— Start of Provided data —
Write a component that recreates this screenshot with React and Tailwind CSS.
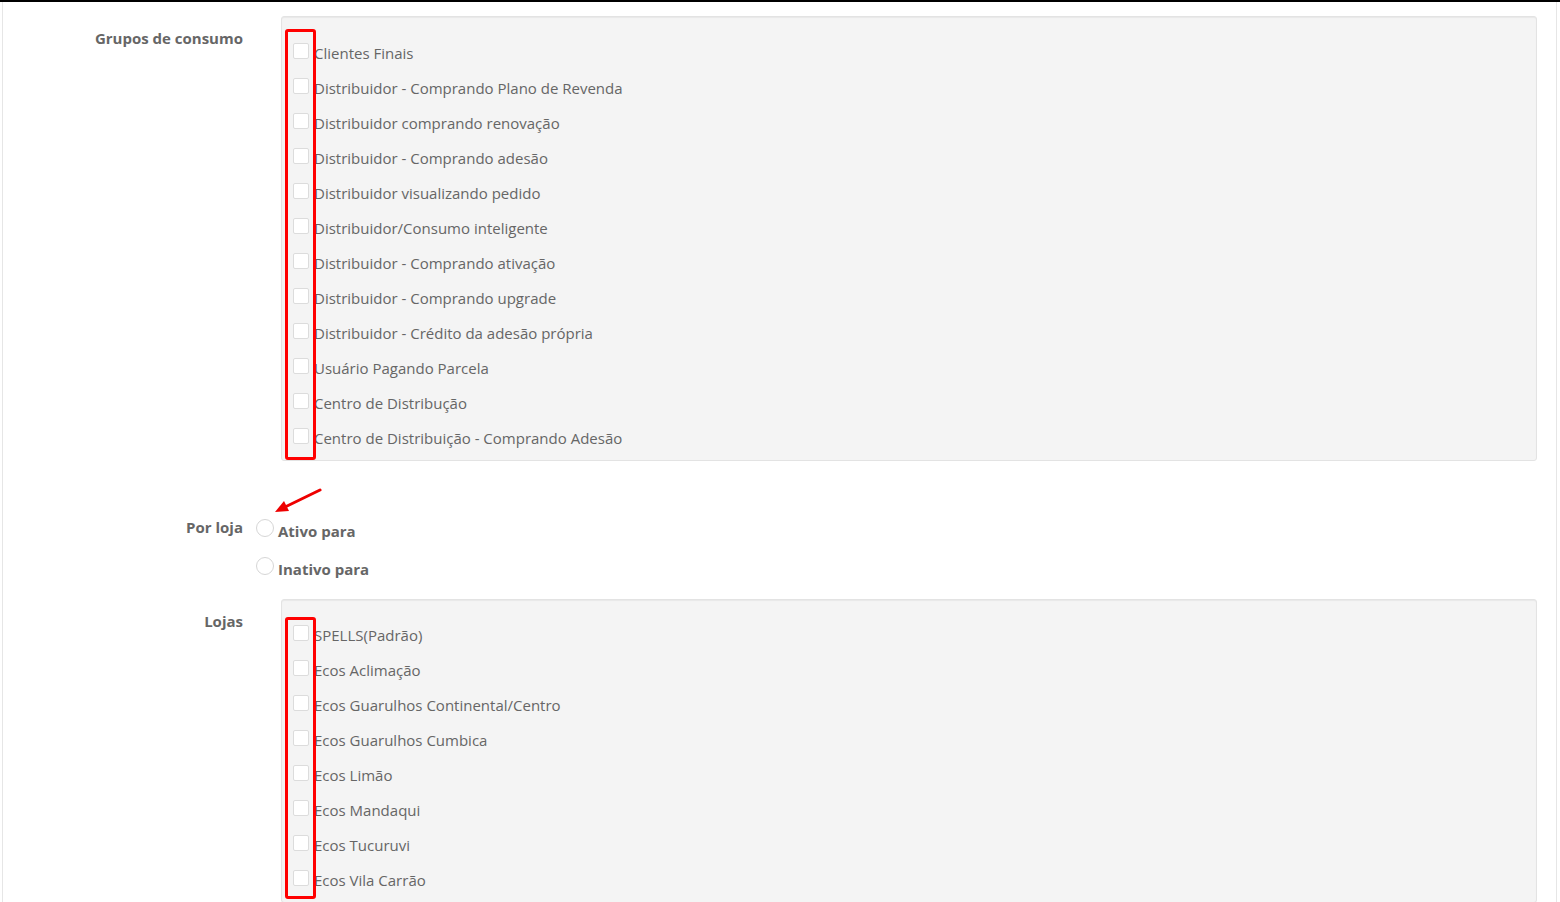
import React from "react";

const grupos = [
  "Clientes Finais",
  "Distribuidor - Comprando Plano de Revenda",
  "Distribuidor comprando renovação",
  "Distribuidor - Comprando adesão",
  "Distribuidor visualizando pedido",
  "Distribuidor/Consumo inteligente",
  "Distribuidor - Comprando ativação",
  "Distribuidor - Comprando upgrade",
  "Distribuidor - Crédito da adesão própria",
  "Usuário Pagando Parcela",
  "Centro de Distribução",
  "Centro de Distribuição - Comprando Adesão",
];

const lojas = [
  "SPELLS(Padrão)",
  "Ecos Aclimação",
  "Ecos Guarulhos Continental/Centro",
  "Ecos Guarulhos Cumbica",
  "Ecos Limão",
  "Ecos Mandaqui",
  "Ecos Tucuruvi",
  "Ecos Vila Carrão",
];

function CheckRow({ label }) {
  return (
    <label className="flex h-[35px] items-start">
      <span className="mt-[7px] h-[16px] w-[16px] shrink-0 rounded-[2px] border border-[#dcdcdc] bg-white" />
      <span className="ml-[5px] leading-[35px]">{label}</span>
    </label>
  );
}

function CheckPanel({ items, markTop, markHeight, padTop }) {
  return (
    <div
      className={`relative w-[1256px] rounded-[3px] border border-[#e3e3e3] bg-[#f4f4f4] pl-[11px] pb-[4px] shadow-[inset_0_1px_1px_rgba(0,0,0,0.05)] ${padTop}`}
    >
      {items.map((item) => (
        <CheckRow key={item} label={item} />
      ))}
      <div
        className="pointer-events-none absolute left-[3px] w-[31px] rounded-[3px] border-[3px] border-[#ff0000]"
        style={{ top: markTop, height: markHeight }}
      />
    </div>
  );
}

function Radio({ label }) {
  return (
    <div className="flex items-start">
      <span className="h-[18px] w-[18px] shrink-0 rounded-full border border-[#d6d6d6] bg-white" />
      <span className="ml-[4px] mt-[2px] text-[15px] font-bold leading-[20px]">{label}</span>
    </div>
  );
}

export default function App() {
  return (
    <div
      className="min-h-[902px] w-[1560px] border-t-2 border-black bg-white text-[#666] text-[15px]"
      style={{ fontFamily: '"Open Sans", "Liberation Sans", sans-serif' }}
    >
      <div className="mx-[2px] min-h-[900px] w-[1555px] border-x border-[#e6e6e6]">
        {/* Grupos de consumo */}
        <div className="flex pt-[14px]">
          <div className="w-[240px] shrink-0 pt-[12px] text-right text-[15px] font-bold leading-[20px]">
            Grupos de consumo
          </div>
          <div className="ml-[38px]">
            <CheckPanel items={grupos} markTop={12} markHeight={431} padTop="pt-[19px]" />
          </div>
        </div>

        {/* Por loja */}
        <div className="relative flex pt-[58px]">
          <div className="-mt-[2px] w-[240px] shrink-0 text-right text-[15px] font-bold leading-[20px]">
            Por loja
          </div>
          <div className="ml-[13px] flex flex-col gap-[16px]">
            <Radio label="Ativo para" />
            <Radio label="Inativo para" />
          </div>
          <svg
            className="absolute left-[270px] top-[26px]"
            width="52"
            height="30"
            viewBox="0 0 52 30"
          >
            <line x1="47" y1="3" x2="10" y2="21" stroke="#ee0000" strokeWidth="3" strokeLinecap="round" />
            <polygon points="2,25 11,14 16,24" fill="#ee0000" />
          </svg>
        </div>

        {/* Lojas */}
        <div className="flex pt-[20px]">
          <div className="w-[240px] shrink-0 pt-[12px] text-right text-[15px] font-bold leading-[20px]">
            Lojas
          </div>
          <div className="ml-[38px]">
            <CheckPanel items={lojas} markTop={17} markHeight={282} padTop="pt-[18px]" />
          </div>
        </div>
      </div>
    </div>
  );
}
— End of Provided data —
— Start of Provided data —
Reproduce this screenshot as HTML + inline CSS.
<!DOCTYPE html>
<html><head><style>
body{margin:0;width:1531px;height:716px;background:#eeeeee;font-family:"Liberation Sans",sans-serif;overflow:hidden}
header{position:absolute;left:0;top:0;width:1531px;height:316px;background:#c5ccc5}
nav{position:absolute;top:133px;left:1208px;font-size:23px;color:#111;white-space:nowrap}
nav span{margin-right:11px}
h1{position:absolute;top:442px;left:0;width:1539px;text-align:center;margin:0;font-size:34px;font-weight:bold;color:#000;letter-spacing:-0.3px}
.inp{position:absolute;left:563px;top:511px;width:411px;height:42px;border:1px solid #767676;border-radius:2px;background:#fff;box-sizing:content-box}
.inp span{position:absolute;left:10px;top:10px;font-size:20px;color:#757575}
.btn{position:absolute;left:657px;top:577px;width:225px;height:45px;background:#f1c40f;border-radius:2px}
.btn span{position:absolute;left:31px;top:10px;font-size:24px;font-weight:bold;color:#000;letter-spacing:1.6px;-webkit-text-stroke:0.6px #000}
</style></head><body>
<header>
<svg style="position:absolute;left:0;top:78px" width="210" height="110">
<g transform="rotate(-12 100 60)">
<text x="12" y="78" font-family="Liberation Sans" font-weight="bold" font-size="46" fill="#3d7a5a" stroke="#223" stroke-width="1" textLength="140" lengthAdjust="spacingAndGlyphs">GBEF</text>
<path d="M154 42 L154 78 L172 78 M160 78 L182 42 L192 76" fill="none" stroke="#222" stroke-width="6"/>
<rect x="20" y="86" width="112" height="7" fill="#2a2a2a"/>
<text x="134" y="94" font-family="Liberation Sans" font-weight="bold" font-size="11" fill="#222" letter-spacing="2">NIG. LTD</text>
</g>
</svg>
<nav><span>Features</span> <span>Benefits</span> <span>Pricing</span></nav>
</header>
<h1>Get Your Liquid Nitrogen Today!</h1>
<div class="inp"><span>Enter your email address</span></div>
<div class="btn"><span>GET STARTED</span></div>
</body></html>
— End of Provided data —
| Task goal |
Above are some records. Output exactly the lines from the one that contains "Write a component" to the one that contains "import React from", keeping both, and omit the pictures.

| Response |
Write a component that recreates this screenshot with React and Tailwind CSS.
import React from "react";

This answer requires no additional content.